Your objective: Reply with one number: the count of lines in the listing that contain the string "React".

Pages as source code:
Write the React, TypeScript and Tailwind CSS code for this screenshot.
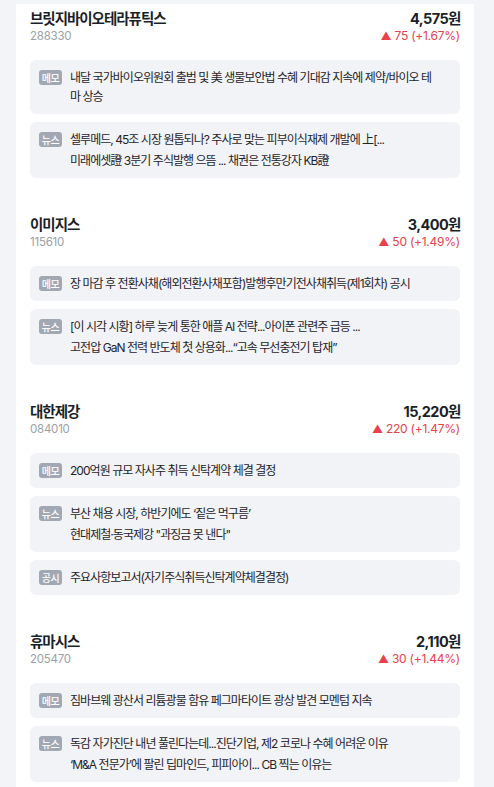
import React from 'react';

type Line = { tag: '메모' | '뉴스' | '공시'; lines: string[]; wrap?: boolean };

interface Stock {
  name: string;
  code: string;
  price: string;
  diff: string;
  rate: string;
  items: Line[];
}

const stocks: Stock[] = [
  {
    name: '브릿지바이오테라퓨틱스',
    code: '288330',
    price: '4,575',
    diff: '75',
    rate: '+1.67%',
    items: [
      {
        tag: '메모',
        wrap: true,
        lines: ['내달 국가바이오위원회 출범 및 美 생물보안법 수혜 기대감 지속에 제약/바이오 테마 상승'],
      },
      {
        tag: '뉴스',
        lines: [
          '셀루메드, 45조 시장 원톱되나? 주사로 맞는 피부이식재제 개발에 上[...',
          '미래에셋證 3분기 주식발행 으뜸 ... 채권은 전통강자 KB證',
        ],
      },
    ],
  },
  {
    name: '이미지스',
    code: '115610',
    price: '3,400',
    diff: '50',
    rate: '+1.49%',
    items: [
      { tag: '메모', lines: ['장 마감 후 전환사채(해외전환사채포함)발행후만기전사채취득(제1회차) 공시'] },
      {
        tag: '뉴스',
        lines: [
          '[이 시각 시황] 하루 늦게 통한 애플 AI 전략...아이폰 관련주 급등 ...',
          '고전압 GaN 전력 반도체 첫 상용화...“고속 무선충전기 탑재”',
        ],
      },
    ],
  },
  {
    name: '대한제강',
    code: '084010',
    price: '15,220',
    diff: '220',
    rate: '+1.47%',
    items: [
      { tag: '메모', lines: ['200억원 규모 자사주 취득 신탁계약 체결 결정'] },
      {
        tag: '뉴스',
        lines: ['부산 채용 시장, 하반기에도 ‘짙은 먹구름’', '현대제철·동국제강 "과징금 못 낸다"'],
      },
      { tag: '공시', lines: ['주요사항보고서(자기주식취득신탁계약체결결정)'] },
    ],
  },
  {
    name: '휴마시스',
    code: '205470',
    price: '2,110',
    diff: '30',
    rate: '+1.44%',
    items: [
      { tag: '메모', lines: ['짐바브웨 광산서 리튬광물 함유 페그마타이트 광상 발견 모멘텀 지속'] },
      {
        tag: '뉴스',
        lines: [
          '독감 자가진단 내년 풀린다는데...진단기업, 제2 코로나 수혜 어려운 이유',
          '‘M&A 전문가’에 팔린 딥마인드, 피피아이... CB 찍는 이유는',
        ],
      },
    ],
  },
];

const font = { fontFamily: 'Inter, "Noto Sans CJK KR", sans-serif' };

function Badge({ label }: { label: string }) {
  return (
    <span className="mt-[2px] flex h-[15px] w-[23px] shrink-0 items-center justify-center rounded-[3px] bg-[#a1a8b4] text-[10px] font-medium leading-none tracking-[-0.05em] text-white">
      {label}
    </span>
  );
}

function InfoBox({ item }: { item: Line }) {
  return (
    <div className="flex gap-[8px] rounded-[6px] bg-[#f2f3f6] py-[8px] pl-[9px] pr-[24px]">
      <Badge label={item.tag} />
      {item.wrap ? (
        <p className="text-[12px] leading-[19px] tracking-[-0.08em] text-[#1f242b]">{item.lines[0]}</p>
      ) : (
        <div className="flex flex-col gap-[2px]">
          {item.lines.map((l) => (
            <p key={l} className="whitespace-nowrap text-[12px] leading-[19px] tracking-[-0.08em] text-[#1f242b]">
              {l}
            </p>
          ))}
        </div>
      )}
    </div>
  );
}

function StockSection({ stock }: { stock: Stock }) {
  return (
    <section className="pb-[38px]">
      <div className="mb-[16px] flex items-start justify-between">
        <div>
          <div className="text-[14.5px] font-bold leading-[18px] tracking-[-0.07em] text-[#191f28]">{stock.name}</div>
          <div className="text-[11.5px] leading-[16px] tracking-[-0.02em] text-[#9aa0a8]">{stock.code}</div>
        </div>
        <div className="text-right">
          <div className="text-[14.5px] font-bold leading-[18px] tracking-[-0.04em] text-[#191f28]">
            {stock.price}
            <span className="tracking-[-0.1em]">원</span>
          </div>
          <div className="text-[12px] leading-[16px] tracking-[-0.02em] text-[#e8414b]">
            <span className="text-[11px]">▲</span> {stock.diff} ({stock.rate})
          </div>
        </div>
      </div>
      <div className="flex flex-col gap-[8px]">
        {stock.items.map((it) => (
          <InfoBox key={it.tag} item={it} />
        ))}
      </div>
    </section>
  );
}

export default function App() {
  return (
    <div className="min-h-screen bg-[#f2f4f8] pl-4 pr-[20px] pt-1" style={font}>
      <div className="min-h-[783px] bg-white px-[14px] pt-[6px]">
        {stocks.map((s) => (
          <StockSection key={s.code} stock={s} />
        ))}
      </div>
    </div>
  );
}
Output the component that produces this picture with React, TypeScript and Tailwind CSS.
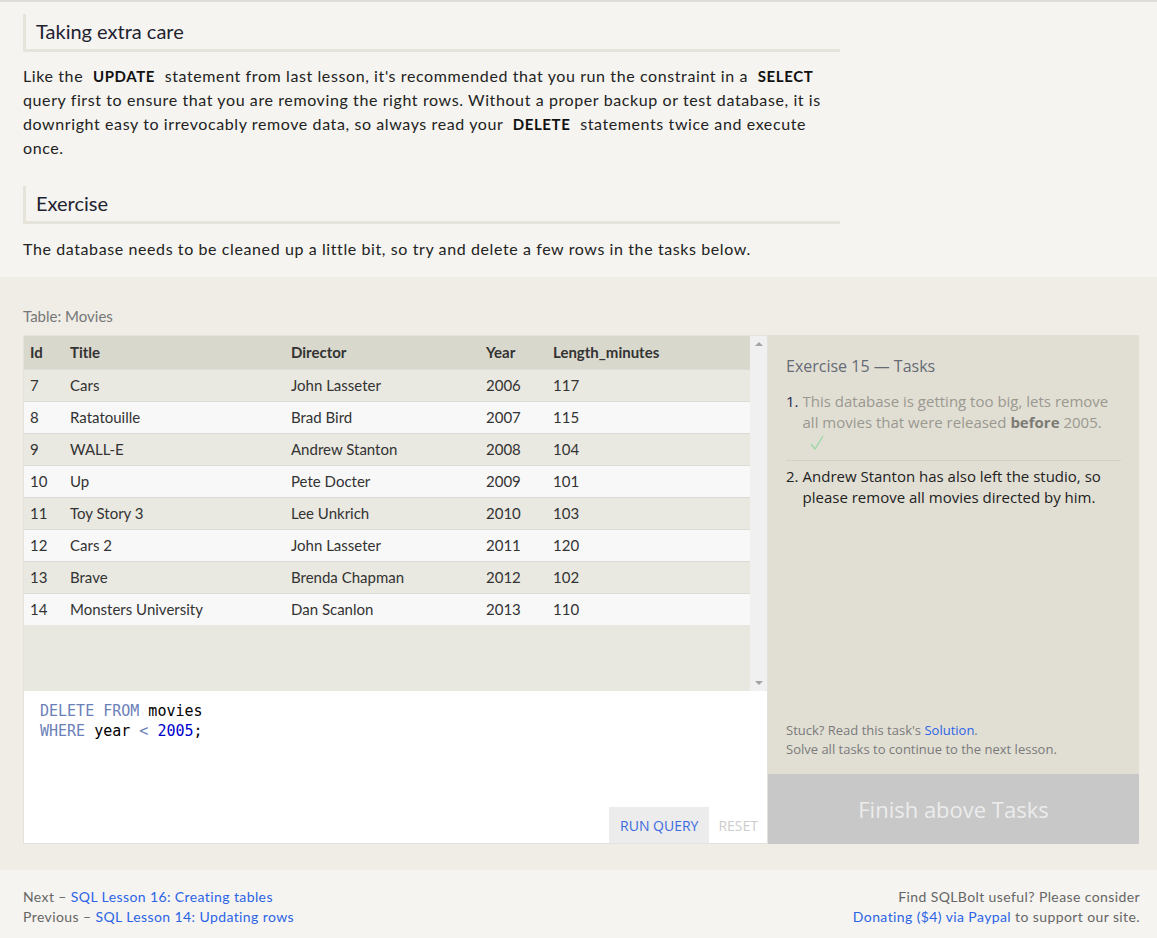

Exercise solution: 3